Doctor’s defense lawyer, Michael Grieco, insists that Doctor — from afar — saw Smith reaching for his waistband. “In turn, the defendant, who was simply driving home with a passenger, reached for and discharged his firearm multiple times as was his legal right to do so,” Grieco wrote in his motion.
After an immunity hearing last month, Miami-Dade Circuit Judge Laura Stuzin is still mulling her decision.
In many high-profile cases over the past decades, Florida judges have nonetheless sided with prosecutors in immunity claims.

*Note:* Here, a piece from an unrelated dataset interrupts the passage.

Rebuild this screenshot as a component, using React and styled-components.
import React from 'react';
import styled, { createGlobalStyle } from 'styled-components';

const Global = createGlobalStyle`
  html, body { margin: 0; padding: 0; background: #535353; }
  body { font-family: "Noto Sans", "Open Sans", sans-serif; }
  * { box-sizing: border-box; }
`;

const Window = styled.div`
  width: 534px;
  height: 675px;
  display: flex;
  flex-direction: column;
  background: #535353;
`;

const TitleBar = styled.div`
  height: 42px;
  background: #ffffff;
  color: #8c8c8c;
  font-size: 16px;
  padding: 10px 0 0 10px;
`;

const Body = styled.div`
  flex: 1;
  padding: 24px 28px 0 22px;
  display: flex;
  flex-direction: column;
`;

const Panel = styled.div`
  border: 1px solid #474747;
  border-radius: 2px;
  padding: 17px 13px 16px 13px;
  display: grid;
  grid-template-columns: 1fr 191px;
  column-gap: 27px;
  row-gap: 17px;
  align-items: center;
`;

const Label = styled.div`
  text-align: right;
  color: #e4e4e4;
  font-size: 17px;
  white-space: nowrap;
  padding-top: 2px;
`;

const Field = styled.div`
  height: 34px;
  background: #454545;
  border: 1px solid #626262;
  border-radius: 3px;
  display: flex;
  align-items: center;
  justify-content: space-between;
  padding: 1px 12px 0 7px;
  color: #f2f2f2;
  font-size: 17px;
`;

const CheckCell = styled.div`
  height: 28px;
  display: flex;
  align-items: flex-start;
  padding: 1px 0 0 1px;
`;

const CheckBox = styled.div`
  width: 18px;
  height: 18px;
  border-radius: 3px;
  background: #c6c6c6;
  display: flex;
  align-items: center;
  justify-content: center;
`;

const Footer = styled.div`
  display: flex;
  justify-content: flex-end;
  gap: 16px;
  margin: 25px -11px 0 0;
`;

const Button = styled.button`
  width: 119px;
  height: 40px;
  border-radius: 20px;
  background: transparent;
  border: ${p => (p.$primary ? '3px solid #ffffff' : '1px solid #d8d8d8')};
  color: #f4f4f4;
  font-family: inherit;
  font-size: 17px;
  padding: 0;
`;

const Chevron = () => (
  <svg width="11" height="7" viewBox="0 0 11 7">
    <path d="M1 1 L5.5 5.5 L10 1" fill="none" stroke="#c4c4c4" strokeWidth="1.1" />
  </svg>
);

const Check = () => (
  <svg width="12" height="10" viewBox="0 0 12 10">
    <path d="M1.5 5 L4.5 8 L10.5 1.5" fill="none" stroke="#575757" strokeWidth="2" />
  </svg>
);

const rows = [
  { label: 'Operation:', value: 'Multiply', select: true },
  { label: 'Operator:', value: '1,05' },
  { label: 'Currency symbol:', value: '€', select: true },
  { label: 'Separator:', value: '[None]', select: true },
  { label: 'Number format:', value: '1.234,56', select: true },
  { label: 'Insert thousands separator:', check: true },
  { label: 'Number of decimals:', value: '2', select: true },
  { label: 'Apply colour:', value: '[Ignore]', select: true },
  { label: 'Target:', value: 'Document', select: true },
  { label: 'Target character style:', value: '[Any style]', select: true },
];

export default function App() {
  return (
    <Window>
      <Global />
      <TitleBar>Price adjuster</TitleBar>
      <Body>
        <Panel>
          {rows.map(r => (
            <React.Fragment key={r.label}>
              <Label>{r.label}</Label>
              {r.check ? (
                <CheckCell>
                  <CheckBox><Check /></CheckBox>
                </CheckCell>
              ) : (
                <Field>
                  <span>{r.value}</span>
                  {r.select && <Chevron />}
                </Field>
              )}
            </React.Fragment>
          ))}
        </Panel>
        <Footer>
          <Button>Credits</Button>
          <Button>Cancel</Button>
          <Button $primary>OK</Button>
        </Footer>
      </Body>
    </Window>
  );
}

Among those denied immunity: Kendall’s Omar Rodriguez, who shot and killed an unarmed man in a dispute over dog poop; four young men accused of beating up gay men at a Pride Parade on South Beach; and Tampa’s Curtis Reeves, who shot and killed an unarmed movie theater patron after the man threw popcorn at him (Reeves is currently on trial before a jury).
But the impact of the law is much bigger than what actually shows up on court dockets. Often times, the cases never even wind up there. No arrests are made or prosecutors decline to press charges.

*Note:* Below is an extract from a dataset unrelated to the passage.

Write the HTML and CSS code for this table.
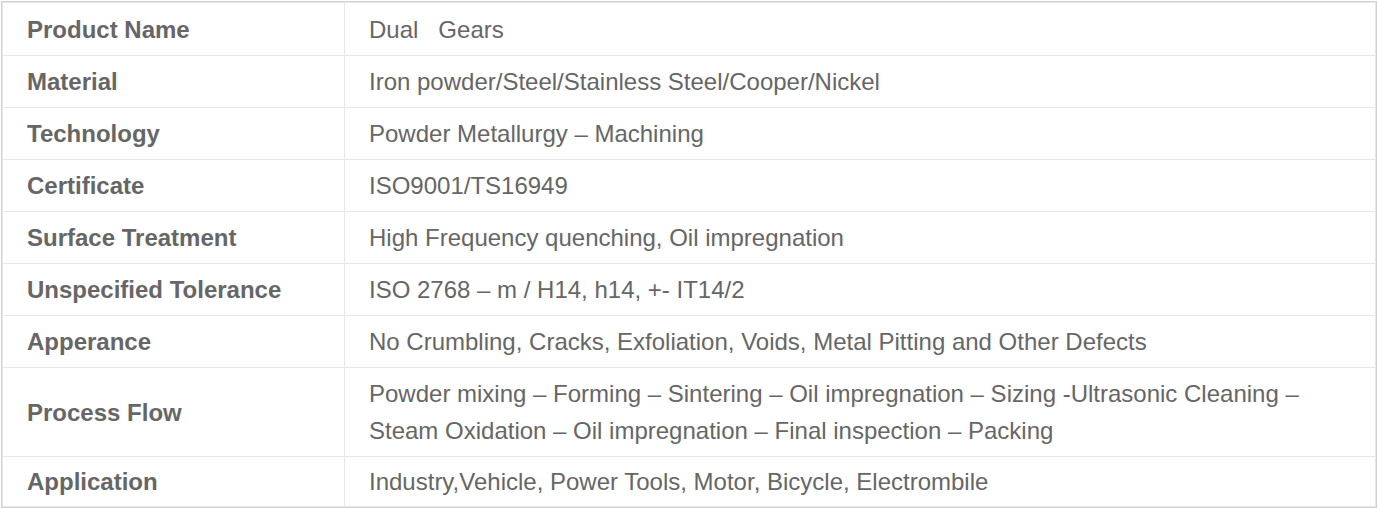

“The hardest part is we often have two people who are armed or confronting each other — and it’s a challenge figuring out who is the aggressor, said Miami-Dade Chief Assistant State Attorney Kathleen Hoague, who spearheads the legal analyses on many self-defense cases.
That’s what happened in the case of Jonathan Spignolio and Carlos Mena, former brothers-in-law with a history of bad blood between them. On Jan. 10, 2021, Mena rushed over to Spignolio’s house in Hialeah. The reason: Spignolio had punched Mena’s sister during a domestic squabble.
According to a final memo in the case, when Mena got out of his car unarmed, Spignolio started shooting at him. Mena ran back to his car, retrieved a weapon, and a gun battle ensued outside the home.
Each man was struck by a bullet. Spignolio died. Mena survived a gunshot to the chest.
Even though Spignolio was outside his own home, prosecutors said, he was the one who started it — pointing the gun and firing at Mena, who got his gun and fired in self-defense.
“For these reasons,” the memo said,” no charges shall be filed.”